遺言書で妻が唯一の相続人に

伯母はデザイナーの義伯父と結婚し、義伯父が亡くなった後には持ち家を処分して都内の高齢者施設で気ままな一人暮らしを楽しんでいました。特に持病があったわけでもなかったのですが2012年の冬の朝、ベッドの上で亡くなっているのが見つかりました。急性心筋梗塞だったそうです。

亡くなった時点で、存命の身内は妻の母親だけでした。遺産は義母が引き継ぐものと思っていたら、ある日、伯母から依頼を受けていたという弁護士から妻に連絡が入り、伯母が生前、妻に全財産を相続させるという遺言書を作成していたと知らされたのです。

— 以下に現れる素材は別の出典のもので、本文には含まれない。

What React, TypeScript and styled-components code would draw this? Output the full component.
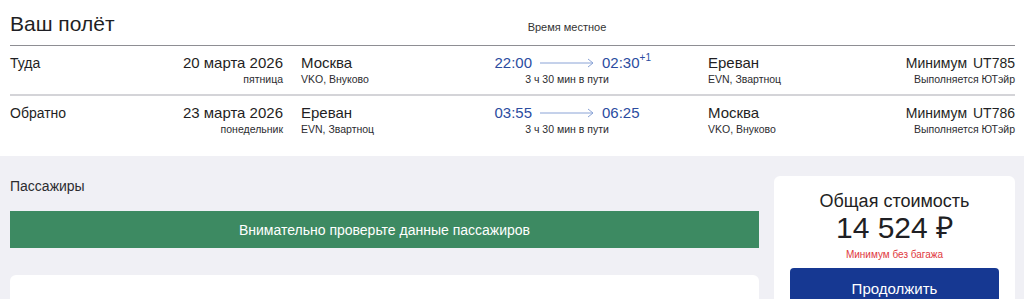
import styled, { createGlobalStyle } from "styled-components";

interface Leg {
    label: string;
    date: string;
    weekday: string;
    fromCity: string;
    fromAirport: string;
    depart: string;
    arrive: string;
    nextDay: boolean;
    duration: string;
    toCity: string;
    toAirport: string;
    fare: string;
    flight: string;
    carrier: string;
}

const legs: Leg[] = [
    {
        label: "Туда",
        date: "20 марта 2026",
        weekday: "пятница",
        fromCity: "Москва",
        fromAirport: "VKO, Внуково",
        depart: "22:00",
        arrive: "02:30",
        nextDay: true,
        duration: "3 ч 30 мин в пути",
        toCity: "Ереван",
        toAirport: "EVN, Звартноц",
        fare: "Минимум",
        flight: "UT785",
        carrier: "Выполняется ЮТэйр",
    },
    {
        label: "Обратно",
        date: "23 марта 2026",
        weekday: "понедельник",
        fromCity: "Ереван",
        fromAirport: "EVN, Звартноц",
        depart: "03:55",
        arrive: "06:25",
        nextDay: false,
        duration: "3 ч 30 мин в пути",
        toCity: "Москва",
        toAirport: "VKO, Внуково",
        fare: "Минимум",
        flight: "UT786",
        carrier: "Выполняется ЮТэйр",
    },
];

const GlobalStyle = createGlobalStyle`
  body {
    margin: 0;
    background: #f0f0f5;
    font-family: "Liberation Sans", Arial, sans-serif;
    color: #1f1f24;
  }
`;

const Page = styled.div`
  min-height: 100vh;
  background: #f0f0f5;
`;

const FlightSection = styled.section`
  background: #fff;
  padding: 0 9px 11px 10px;
`;

const grid = `
  display: grid;
  grid-template-columns: 180px 93px 166px 236px 1fr auto;
`;

const HeaderRow = styled.div`
  ${grid}
  height: 45px;
  align-items: center;
  border-bottom: 1px solid #8e8e93;
`;

const Title = styled.h1`
  grid-column: 1 / 4;
  margin: 0;
  font-size: 21px;
  font-weight: 400;
  line-height: 26px;
  padding-top: 2px;
`;

const LocalTime = styled.div`
  grid-column: 4;
  text-align: center;
  font-size: 11px;
  padding-top: 8px;
  color: #333;
`;

const LegRow = styled.div<{ $last?: boolean }>`
  ${grid}
  padding: 8px 0 ${(p) => (p.$last ? 9 : 8)}px;
  border-bottom: ${(p) => (p.$last ? "none" : "2px solid #d4d4d8")};
`;

const Cell = styled.div<{ $align?: "left" | "right" | "center"; $indent?: number }>`
  display: flex;
  flex-direction: column;
  align-items: ${(p) =>
        p.$align === "right" ? "flex-end" : p.$align === "center" ? "center" : "flex-start"};
  padding-left: ${(p) => p.$indent ?? 0}px;
  white-space: nowrap;
`;

const Main = styled.span<{ $size?: number }>`
  font-size: ${(p) => p.$size ?? 15}px;
  line-height: 18px;
`;

const Sub = styled.span`
  font-size: 10.5px;
  line-height: 14px;
  color: #2c2c30;
`;

const Times = styled.div`
  display: flex;
  align-items: center;
  gap: 8px;
  font-size: 15px;
  line-height: 18px;
  color: #2b4c9f;
`;

const Time = styled.span`
  position: relative;
`;

const NextDay = styled.sup`
  position: absolute;
  left: 100%;
  top: -1px;
  font-size: 10px;
  line-height: 10px;
`;

const FareLine = styled.span`
  font-size: 14px;
  line-height: 18px;
  word-spacing: 2px;
`;

const Bottom = styled.div`
  display: flex;
  gap: 15px;
  padding: 20px 9px 0 10px;
`;

const Passengers = styled.div`
  flex: 1;
  display: flex;
  flex-direction: column;
`;

const SectionTitle = styled.h2`
  margin: 0;
  font-size: 14px;
  font-weight: 400;
  line-height: 20px;
  color: #2c2c30;
`;

const Notice = styled.div`
  margin-top: 15px;
  height: 37px;
  background: #3d8a62;
  color: #fff;
  font-size: 14px;
  display: flex;
  align-items: center;
  justify-content: center;
`;

const PassengerCard = styled.div`
  margin-top: 27px;
  height: 60px;
  background: #fff;
  border-radius: 6px;
`;

const TotalCard = styled.aside`
  width: 241px;
  box-sizing: border-box;
  background: #fff;
  border-radius: 6px;
  padding: 14px 16px 16px;
  display: flex;
  flex-direction: column;
  align-items: center;
`;

const TotalLabel = styled.div`
  font-size: 18px;
  line-height: 22px;
`;

const Price = styled.div`
  font-size: 30px;
  line-height: 32px;
`;

const PriceNote = styled.div`
  margin-top: 5px;
  font-size: 10px;
  line-height: 12px;
  color: #e0393e;
`;

const ContinueButton = styled.button`
  margin-top: 7px;
  width: 100%;
  height: 40px;
  border: none;
  border-radius: 4px;
  background: #163892;
  color: #fff;
  font-family: inherit;
  font-size: 15px;
  cursor: pointer;
`;

const Arrow = () => (
    <svg width="54" height="10" viewBox="0 0 54 10">
        <path d="M0 5H53M48 1L53 5L48 9" fill="none" stroke="#8aa3d6" strokeWidth="1" />
    </svg>
);

const App: React.FC = () => {
    return (
        <Page>
            <GlobalStyle />
            <FlightSection>
                <HeaderRow>
                    <Title>Ваш полёт</Title>
                    <LocalTime>Время местное</LocalTime>
                </HeaderRow>
                {legs.map((leg, i) => (
                    <LegRow key={leg.flight} $last={i === legs.length - 1}>
                        <Cell>
                            <Main $size={14}>{leg.label}</Main>
                        </Cell>
                        <Cell $align="right">
                            <Main>{leg.date}</Main>
                            <Sub>{leg.weekday}</Sub>
                        </Cell>
                        <Cell $indent={18}>
                            <Main>{leg.fromCity}</Main>
                            <Sub>{leg.fromAirport}</Sub>
                        </Cell>
                        <Cell $align="center">
                            <Times>
                                <Time>{leg.depart}</Time>
                                <Arrow />
                                <Time>
                                    {leg.arrive}
                                    {leg.nextDay && <NextDay>+1</NextDay>}
                                </Time>
                            </Times>
                            <Sub>{leg.duration}</Sub>
                        </Cell>
                        <Cell $indent={23}>
                            <Main>{leg.toCity}</Main>
                            <Sub>{leg.toAirport}</Sub>
                        </Cell>
                        <Cell $align="right">
                            <FareLine>{leg.fare} {leg.flight}</FareLine>
                            <Sub>{leg.carrier}</Sub>
                        </Cell>
                    </LegRow>
                ))}
            </FlightSection>
            <Bottom>
                <Passengers>
                    <SectionTitle>Пассажиры</SectionTitle>
                    <Notice>Внимательно проверьте данные пассажиров</Notice>
                    <PassengerCard />
                </Passengers>
                <TotalCard>
                    <TotalLabel>Общая стоимость</TotalLabel>
                    <Price>14 524 ₽</Price>
                    <PriceNote>Минимум без багажа</PriceNote>
                    <ContinueButton>Продолжить</ContinueButton>
                </TotalCard>
            </Bottom>
        </Page>
    );
};

export default App;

伯母の遺産総額は億を超えていて、法定相続人ではない妻が2割加算の相続税を払っても、手元には6000万円以上が残りました。わが家にとっては目が飛び出るような大金です。

住宅ローンが当時で2000万円ほど残っていたので、一部を繰り上げ返済に回して登記で妻の持ち分を増やしたらどうかと提案したら、「伯母さんがせっかく私に残してくれたお金なんだから、これは自分のため使うつもり」とあえなく却下されました。

確かにそれは妻の言う通りですし、妻には日頃から苦労をかけているという思いがあったので、「半分くらいは貯蓄しておいた方がいいぞ」と冗談交じりに返したくらいで、あとは妻に任せていました。

同じ頃に義父も「少しはお母さんにも渡したらどうだ」と言ってきたそうですが、妻は弁護士に浅知恵をつけられたようで、「お母さんは姉妹だから遺留分(法律で保護された最低の相続分)の請求はできないはずよ」と拒絶したのだとか。